Tally the lines in the data that follows that include the word "components", and report nothing but the total.

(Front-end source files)

☆ ☆ ☆ ☆ ☆

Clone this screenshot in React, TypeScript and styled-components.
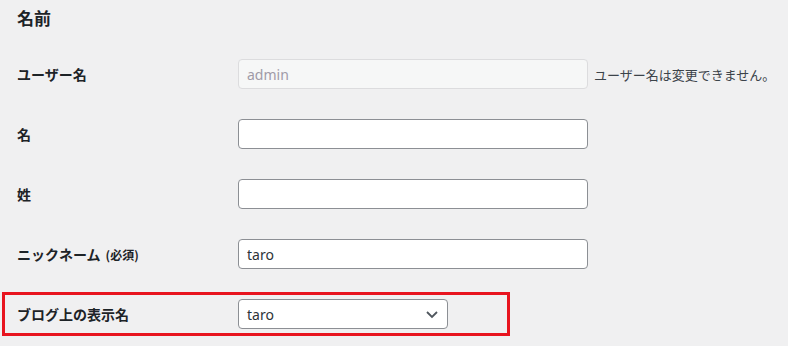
import React from "react";
import styled, { createGlobalStyle } from "styled-components";

const Global = createGlobalStyle`
  html, body { margin: 0; padding: 0; background: #f0f0f1; }
  body {
    font-family: "Noto Sans", "Noto Sans CJK JP", sans-serif;
    color: #1d2327;
    font-size: 13px;
  }
`;

const Page = styled.div`
  width: 788px;
  height: 346px;
  overflow: hidden;
  background: #f0f0f1;
`;

const Heading = styled.h2`
  margin: 0;
  height: 44px;
  box-sizing: border-box;
  padding: 6px 0 0 17px;
  font-size: 17px;
  line-height: 24px;
  font-weight: 700;
  color: #1d2327;
  font-family: "Noto Sans CJK JP", sans-serif;
`;

const Row = styled.div<{ $highlight?: boolean }>`
  display: flex;
  align-items: center;
  box-sizing: border-box;
  ${(p) =>
    p.$highlight
      ? `
    height: 44px;
    width: 508px;
    margin: 8px 0 0 2px;
    padding-left: 12px;
    border: 3px solid #e8141f;
  `
      : `
    height: 60px;
    padding-left: 17px;
  `}
`;

const Label = styled.label`
  width: 221px;
  flex: none;
  font-size: 14px;
  font-weight: 700;
  color: #1d2327;
  font-family: "Noto Sans CJK JP", sans-serif;
  white-space: nowrap;
`;

const Small = styled.span`
  font-size: 12px;
  font-weight: 700;
  margin-left: 5px;
`;

const TextInput = styled.input`
  box-sizing: border-box;
  width: 350px;
  height: 30px;
  margin: 0;
  padding: 0 8px;
  border: 1px solid #8c8f94;
  border-radius: 4px;
  background: #fff;
  color: #2c3338;
  font-family: "Noto Sans", "Noto Sans CJK JP", sans-serif;
  font-size: 14px;
  outline: none;
  &:disabled {
    background: #f6f7f7;
    border-color: #dcdcde;
    color: #a09ba7;
  }
`;

const Note = styled.span`
  margin-left: 6px;
  font-size: 13px;
  color: #3c434a;
  font-family: "Noto Sans CJK JP", sans-serif;
  white-space: nowrap;
`;

const SelectBox = styled.div`
  box-sizing: border-box;
  width: 210px;
  height: 30px;
  display: flex;
  align-items: center;
  justify-content: space-between;
  padding: 0 8px 0 8px;
  border: 1px solid #8c8f94;
  border-radius: 4px;
  background: #fff;
  color: #2c3338;
  font-family: "Noto Sans", sans-serif;
  font-size: 14px;
`;

const Chevron = () => (
  <svg width="14" height="14" viewBox="0 0 14 14">
    <path d="M2 5l5 5 5-5" fill="none" stroke="#50575e" strokeWidth="1.8" />
  </svg>
);

export default function App() {
  return (
    <Page>
      <Global />
      <Heading>名前</Heading>
      <Row>
        <Label>ユーザー名</Label>
        <TextInput disabled value="admin" readOnly />
        <Note>ユーザー名は変更できません。</Note>
      </Row>
      <Row>
        <Label>名</Label>
        <TextInput defaultValue="" />
      </Row>
      <Row>
        <Label>姓</Label>
        <TextInput defaultValue="" />
      </Row>
      <Row>
        <Label>
          ニックネーム<Small>(必須)</Small>
        </Label>
        <TextInput defaultValue="taro" />
      </Row>
      <Row $highlight>
        <Label>ブログ上の表示名</Label>
        <SelectBox>
          <span>taro</span>
          <Chevron />
        </SelectBox>
      </Row>
    </Page>
  );
}
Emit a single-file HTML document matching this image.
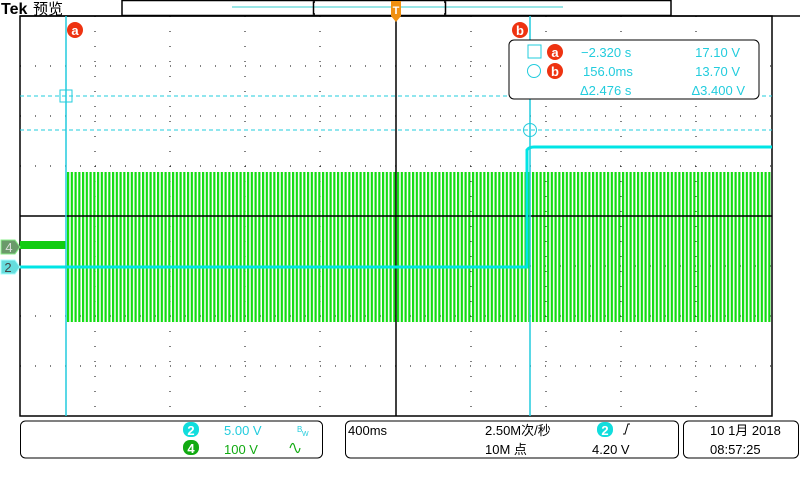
<!DOCTYPE html>
<html><head><meta charset="utf-8"><style>
body{margin:0;width:800px;height:480px;background:#fff;overflow:hidden;font-family:"Liberation Sans","Noto Sans CJK SC",sans-serif;}
svg text{font-family:"Liberation Sans","Noto Sans CJK SC",sans-serif;}
</style></head><body>
<svg width="800" height="480" viewBox="0 0 800 480" xmlns="http://www.w3.org/2000/svg">
<defs>
<pattern id="g" x="67" y="0" width="3.75" height="480" patternUnits="userSpaceOnUse">
<rect x="0" y="0" width="2.2" height="480" fill="#11dd11"/>
</pattern>
</defs>
<text x="1" y="14" font-size="16" font-weight="bold" font-family="Liberation Serif" fill="#000">Tek</text>
<text x="33" y="14" font-size="15" fill="#000">预览</text>
<rect x="122" y="0.5" width="549" height="15" fill="#fff" stroke="#000" stroke-width="1.5"/>
<line x1="232" y1="7" x2="563" y2="7" stroke="#33cccc" stroke-width="1"/>
<path d="M315 2 h-1.5 v12 h1.5 M444 2 h1.5 v12 h-1.5" stroke="#000" stroke-width="1.5" fill="none"/>
<rect x="20" y="16" width="752" height="400" fill="#fff" stroke="#000" stroke-width="1.5"/>
<line x1="20" y1="16" x2="800" y2="16" stroke="#000" stroke-width="1.5"/>
<g stroke="#000" stroke-width="1" stroke-dasharray="1 14">
<line x1="20" y1="66" x2="772" y2="66"/><line x1="20" y1="116" x2="772" y2="116"/><line x1="20" y1="166" x2="772" y2="166"/>
<line x1="20" y1="266" x2="772" y2="266"/><line x1="20" y1="316" x2="772" y2="316"/><line x1="20" y1="366" x2="772" y2="366"/>
<line x1="95" y1="16" x2="95" y2="416"/><line x1="170" y1="16" x2="170" y2="416"/><line x1="245" y1="16" x2="245" y2="416"/><line x1="320" y1="16" x2="320" y2="416"/>
<line x1="471" y1="16" x2="471" y2="416"/><line x1="546" y1="16" x2="546" y2="416"/><line x1="621" y1="16" x2="621" y2="416"/><line x1="696" y1="16" x2="696" y2="416"/>
</g>
<rect x="67" y="172" width="705" height="150" fill="url(#g)"/>
<line x1="20" y1="216" x2="772" y2="216" stroke="#000" stroke-width="1.5"/>
<line x1="396" y1="16" x2="396" y2="416" stroke="#000" stroke-width="1.5"/>
<rect x="20" y="241" width="46" height="8" fill="#11cc11"/>
<path d="M20 267 H527 V150 Q529 147 534 147 H772" stroke="#00e5e5" stroke-width="3" fill="none"/>
<line x1="66" y1="16" x2="66" y2="416" stroke="#22ccdd" stroke-width="1.5"/>
<line x1="530" y1="16" x2="530" y2="416" stroke="#22ccdd" stroke-width="1.5"/>
<line x1="20" y1="96" x2="772" y2="96" stroke="#22ccdd" stroke-width="1" stroke-dasharray="4 3"/>
<line x1="20" y1="130" x2="772" y2="130" stroke="#22ccdd" stroke-width="1" stroke-dasharray="4 3"/>
<rect x="60" y="90" width="12" height="12" fill="none" stroke="#22ccdd"/>
<circle cx="530" cy="130" r="6.5" fill="none" stroke="#22ccdd"/>
<circle cx="75" cy="30" r="8" fill="#ee3311"/><text x="75" y="35" font-size="13" font-weight="bold" fill="#fff" text-anchor="middle">a</text>
<circle cx="520" cy="30" r="8" fill="#ee3311"/><text x="520" y="35" font-size="13" font-weight="bold" fill="#fff" text-anchor="middle">b</text>
<path d="M391 1 h10 v15 l-5 6 l-5 -6 z" fill="#f09010"/>
<text x="396" y="14" font-size="11" font-weight="bold" fill="#fff" text-anchor="middle">T</text>
<rect x="509" y="40" width="250" height="59" rx="5" fill="#fff" stroke="#000" stroke-width="1"/>
<rect x="528" y="45" width="13" height="13" fill="none" stroke="#22ccdd"/>
<circle cx="534" cy="71" r="6.5" fill="none" stroke="#22ccdd"/>
<circle cx="555" cy="52" r="8" fill="#ee3311"/><text x="555" y="57" font-size="13" font-weight="bold" fill="#fff" text-anchor="middle">a</text>
<circle cx="555" cy="71" r="8" fill="#ee3311"/><text x="555" y="76" font-size="13" font-weight="bold" fill="#fff" text-anchor="middle">b</text>
<g font-size="13" fill="#22ccdd">
<text x="581" y="57">−2.320 s</text><text x="740" y="57" text-anchor="end">17.10 V</text>
<text x="583" y="76">156.0ms</text><text x="740" y="76" text-anchor="end">13.70 V</text>
<text x="580" y="95">Δ2.476 s</text><text x="745" y="95" text-anchor="end">Δ3.400 V</text>
</g>
<path d="M1 240 h14 l5 7 l-5 7 h-14 z" fill="#6a9a6a" stroke="#88ee88"/>
<text x="9" y="252" font-size="13" fill="#dddddd" text-anchor="middle">4</text>
<path d="M1 260 h14 l5 7 l-5 7 h-14 z" fill="#66dddd" stroke="#aaffff"/>
<text x="8" y="272" font-size="13" fill="#444" text-anchor="middle">2</text>
<rect x="20.5" y="421" width="302" height="37" rx="5" fill="#fff" stroke="#000"/>
<rect x="345.5" y="421" width="333" height="37" rx="5" fill="#fff" stroke="#000"/>
<rect x="683.5" y="421" width="115" height="37" rx="5" fill="#fff" stroke="#000"/>
<rect x="183" y="422" width="16" height="15" rx="7" fill="#11dddd"/>
<text x="191" y="435" font-size="13" font-weight="bold" fill="#fff" text-anchor="middle">2</text>
<rect x="183" y="440" width="16" height="15" rx="7" fill="#11aa11"/>
<text x="191" y="453" font-size="13" font-weight="bold" fill="#fff" text-anchor="middle">4</text>
<text x="224" y="435" font-size="13" fill="#22ccdd">5.00 V</text>
<text x="224" y="454" font-size="13" fill="#11aa11">100 V</text>
<text x="297" y="432" font-size="8" fill="#22ccdd">B</text><text x="302" y="436" font-size="7" fill="#22ccdd">W</text>
<path d="M290 448 q3 -9 5 0 q3 9 5 0" stroke="#11aa11" fill="none" stroke-width="1.2"/>
<g font-size="13" fill="#000">
<text x="348" y="435">400ms</text>
<text x="485" y="435">2.50M次/秒</text>
<text x="485" y="454">10M 点</text>
<text x="592" y="454">4.20 V</text>
</g>
<rect x="597" y="422" width="16" height="15" rx="7" fill="#11dddd"/>
<text x="605" y="435" font-size="13" font-weight="bold" fill="#fff" text-anchor="middle">2</text>
<path d="M623 434 h2 l3 -10 h2" stroke="#000" fill="none"/>
<text x="710" y="435" font-size="13" fill="#000">10 1月 2018</text>
<text x="710" y="454" font-size="13" fill="#000">08:57:25</text>
</svg>
</body></html>
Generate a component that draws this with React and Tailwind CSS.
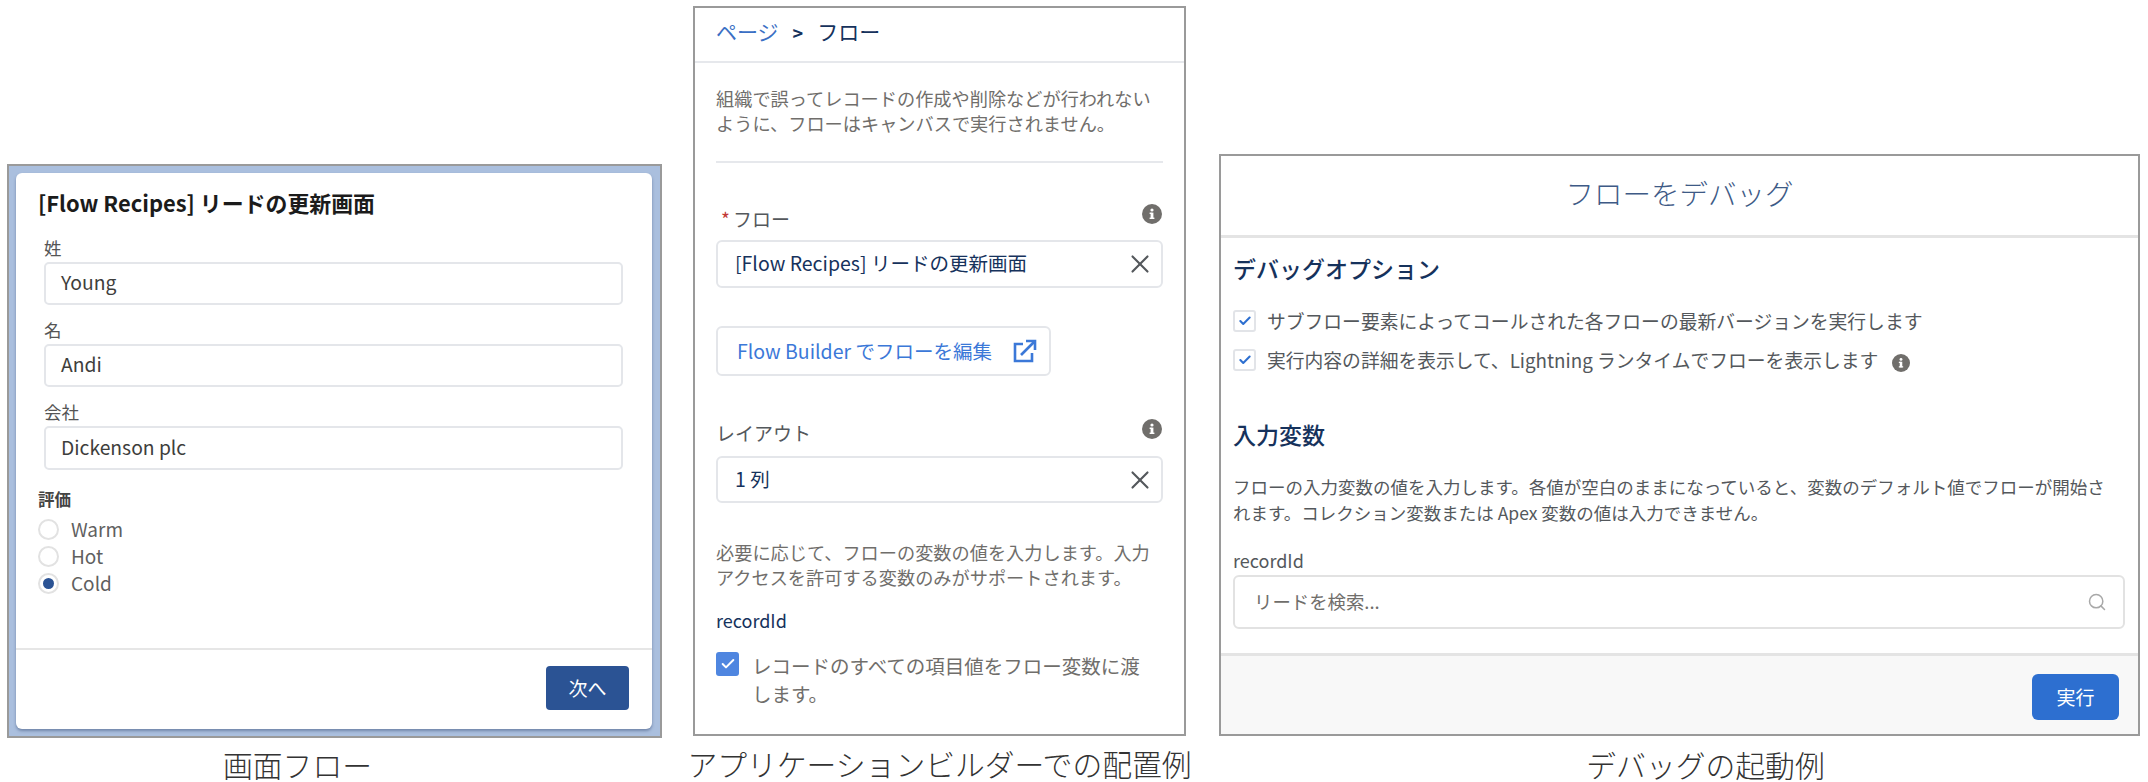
import { Check, Search, X } from 'lucide-react';

const InfoIcon = ({ className }) => (
  <svg viewBox="0 0 20 20" className={className}>
    <circle cx="10" cy="10" r="10" fill="#706e6b" />
    <rect x="8.6" y="8.6" width="2.8" height="6.2" fill="#fff" />
    <rect x="7.6" y="8.6" width="2" height="1.4" fill="#fff" />
    <rect x="7.6" y="13.6" width="4.8" height="1.4" fill="#fff" />
    <circle cx="10" cy="6" r="1.6" fill="#fff" />
  </svg>
);

const ExternalIcon = () => (
  <svg viewBox="0 0 24 24" className="ml-[21px] h-[24px] w-[24px]" fill="none" stroke="#3b78d8" strokeWidth="2.6">
    <path d="M10 5H2v17h17v-8" />
    <path d="M8 16 22 2" />
    <path d="M13 2h9v9" />
  </svg>
);

const TextField = ({ value, height }) => (
  <div className={`mr-[7px] ml-[6px] mt-[3px] flex items-center rounded-[5px] border-2 border-[#e4e6ea] pb-[2px] pl-[15px] text-[19.3px] text-[#3e3e3c] ${height}`}>
    {value}
  </div>
);

const LookupField = ({ value, height }) => (
  <div className={`flex items-center justify-between rounded-[6px] border-2 border-[#e4e6ea] pr-[6px] pb-[2px] pl-[17px] text-[19.5px] text-[#16325c] ${height}`}>
    <span>{value}</span>
    <X size={30} strokeWidth={1.7} className="mt-[2px] text-[#54585c]" />
  </div>
);

const RadioRow = ({ label, checked }) => (
  <div className="flex h-[27px] items-center text-[19px] text-[#5f5f5f]">
    <span className="flex h-[21px] w-[21px] items-center justify-center rounded-full border-2 border-[#e2e2e2]">
      {checked && <span className="h-[11px] w-[11px] rounded-full bg-[#2b5394]" />}
    </span>
    <span className="ml-[12px]">{label}</span>
  </div>
);

const DebugCheck = ({ children }) => (
  <div className="flex h-[22px] items-center">
    <span className="flex h-[22px] w-[23px] items-center justify-center rounded-[3px] border-2 border-[#e2e4e8]">
      <Check size={14} strokeWidth={3.5} className="text-[#2d6fd0]" />
    </span>
    <span className="ml-[11px] text-[18.8px] leading-[22px] text-[#54585c]">{children}</span>
  </div>
);

const Caption = ({ children, className }) => (
  <div className={`flex justify-center whitespace-nowrap text-[29.8px] leading-[36px] font-light text-[#333333] ${className}`}>
    {children}
  </div>
);

const ScreenFlow = () => (
  <div className="ml-[7px] w-[655px] pt-[164px]">
    <div className="h-[574px] border-2 border-[#9a9a9a] bg-[#aabfde] p-[7px] pr-[8px]">
      <div className="flex h-full flex-col rounded-[6px] bg-white shadow-[0_2px_3px_rgba(60,80,120,0.5)]">
        <div className="px-[22px]">
          <div className="mt-[15px] text-[21.9px] leading-[30px] font-bold text-[#1b1b1b]">[Flow Recipes] リードの更新画面</div>
          <div className="mt-[19px] ml-[6px] text-[17.5px] leading-[22px] text-[#555555]">姓</div>
          <TextField value="Young" height="h-[43px]" />
          <div className="mt-[14px] ml-[6px] text-[17.5px] leading-[22px] text-[#555555]">名</div>
          <TextField value="Andi" height="h-[43px]" />
          <div className="mt-[14px] ml-[6px] text-[17.5px] leading-[22px] text-[#555555]">会社</div>
          <TextField value="Dickenson plc" height="h-[44px]" />
          <div className="mt-[18px] text-[16.5px] leading-[22px] font-bold text-[#444444]">評価</div>
          <div className="mt-[6px]">
            <RadioRow label="Warm" />
            <RadioRow label="Hot" />
            <RadioRow label="Cold" checked />
          </div>
        </div>
        <div className="mt-auto flex h-[81px] justify-end border-t-2 border-[#e6e6e6] pt-[16px] pr-[23px]">
          <button className="h-[44px] w-[83px] rounded-[4px] bg-[#2b5394] text-[19px] text-white">次へ</button>
        </div>
      </div>
    </div>
    <Caption className="mt-[8px] pr-[74px]">画面フロー</Caption>
  </div>
);

const AppBuilder = () => (
  <div className="ml-[31px] w-[493px] pt-[6px]">
    <div className="h-[730px] border-2 border-[#9a9a9a] bg-white">
      <div className="flex h-[55px] items-center border-b-2 border-[#e6e8ec] px-[21px] pb-[5px] text-[21px]">
        <span className="text-[#3b6fc4]">ページ</span>
        <span className="mx-[14px] text-[18px] font-bold text-[#16325c]">&gt;</span>
        <span className="text-[#16325c]">フロー</span>
      </div>
      <div className="px-[21px]">
        <p className="mt-[23px] text-[18.2px] leading-[24.5px] text-[#706e6b]">
          組織で誤ってレコードの作成や削除などが行われないように、フローはキャンバスで実行されません。
        </p>
        <div className="mt-[26px] border-t-2 border-[#e6e8ec]" />
        <div className="mt-[44px] flex items-start justify-between">
          <div className="pl-[5px] text-[19px] leading-[24px] text-[#54585c]">
            <span className="mr-[3px] text-[#c23934]">*</span>フロー
          </div>
          <InfoIcon className="mt-[-3px] mr-[1px] h-[20px] w-[20px]" />
        </div>
        <div className="mt-[9px]">
          <LookupField value="[Flow Recipes] リードの更新画面" height="h-[48px]" />
        </div>
        <div className="mt-[38px] flex h-[50px] w-[335px] items-center rounded-[6px] border-2 border-[#e4e6ea] pl-[19px] text-[19.5px] text-[#3b78d8]">
          Flow Builder でフローを編集
          <ExternalIcon />
        </div>
        <div className="mt-[45px] flex items-start justify-between">
          <div className="text-[19px] leading-[24px] text-[#54585c]">レイアウト</div>
          <InfoIcon className="mt-[-2px] mr-[1px] h-[20px] w-[20px]" />
        </div>
        <div className="mt-[11px]">
          <LookupField value="1 列" height="h-[47px]" />
        </div>
        <p className="mt-[37px] text-[18.2px] leading-[24.5px] text-[#706e6b]">
          必要に応じて、フローの変数の値を入力します。入力アクセスを許可する変数のみがサポートされます。
        </p>
        <div className="mt-[19px] text-[18px] leading-[24px] text-[#16325c]">recordId</div>
        <div className="mt-[20px] flex items-start">
          <span className="flex h-[24px] w-[23px] shrink-0 items-center justify-center rounded-[3px] bg-[#4f86e0]">
            <Check size={16} strokeWidth={3} className="text-white" />
          </span>
          <span className="ml-[13px] pr-[10px] text-[19.5px] leading-[28px] text-[#706e6b]">レコードのすべての項目値をフロー変数に渡します。</span>
        </div>
      </div>
    </div>
    <Caption className="mt-[9px]">アプリケーションビルダーでの配置例</Caption>
  </div>
);

const DebugFlow = () => (
  <div className="ml-[33px] w-[921px] pt-[154px]">
    <div className="flex h-[582px] flex-col border-2 border-[#9a9a9a] bg-white">
      <div className="flex h-[82px] items-center justify-center border-b-[3px] border-[#e4e4e4] pb-[5px] text-[28.5px] font-light text-[#3e5a86]">
        フローをデバッグ
      </div>
      <div className="px-[12px]">
        <div className="mt-[15px] text-[23px] leading-[30px] font-medium text-[#16325c]">デバッグオプション</div>
        <div className="mt-[27px] flex flex-col gap-[17px]">
          <DebugCheck>サブフロー要素によってコールされた各フローの最新バージョンを実行します</DebugCheck>
          <DebugCheck>
            <span className="flex items-center">
              実行内容の詳細を表示して、Lightning ランタイムでフローを表示します
              <InfoIcon className="mt-[6px] ml-[14px] h-[18px] w-[18px]" />
            </span>
          </DebugCheck>
        </div>
        <div className="mt-[48px] text-[23px] leading-[30px] font-medium text-[#16325c]">入力変数</div>
        <p className="mt-[25px] pr-[14px] text-[17.5px] leading-[26px] text-[#54585c]">
          フローの入力変数の値を入力します。各値が空白のままになっていると、変数のデフォルト値でフローが開始されます。コレクション変数または Apex 変数の値は入力できません。
        </p>
        <div className="mt-[22px] text-[18px] leading-[24px] text-[#54585c]">recordId</div>
        <div className="mt-[3px] mr-[1px] flex h-[54px] items-center justify-between rounded-[6px] border-2 border-[#e2e2e2] pr-[16px] pl-[19px] text-[18.4px] text-[#706e6b]">
          <span>リードを検索...</span>
          <Search size={20} strokeWidth={1.8} className="text-[#a8a8a8]" />
        </div>
      </div>
      <div className="mt-[24px] flex flex-1 justify-end border-t-[3px] border-[#e4e4e4] bg-[#f8f8f8] pt-[18px] pr-[19px]">
        <button className="h-[46px] w-[87px] rounded-[6px] bg-[#2d6fd0] text-[19px] text-white">実行</button>
      </div>
    </div>
    <Caption className="mt-[10px] pl-[52px]">デバッグの起動例</Caption>
  </div>
);

export default function App() {
  return (
    <div className="flex h-[782px] w-[2148px] items-start bg-white font-['Noto_Sans_CJK_JP','Noto_Sans',sans-serif]">
      <ScreenFlow />
      <AppBuilder />
      <DebugFlow />
    </div>
  );
}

☆ ☆ ☆ ☆ ☆

--- SOLUTION FOR THIS EXERCISE ---
2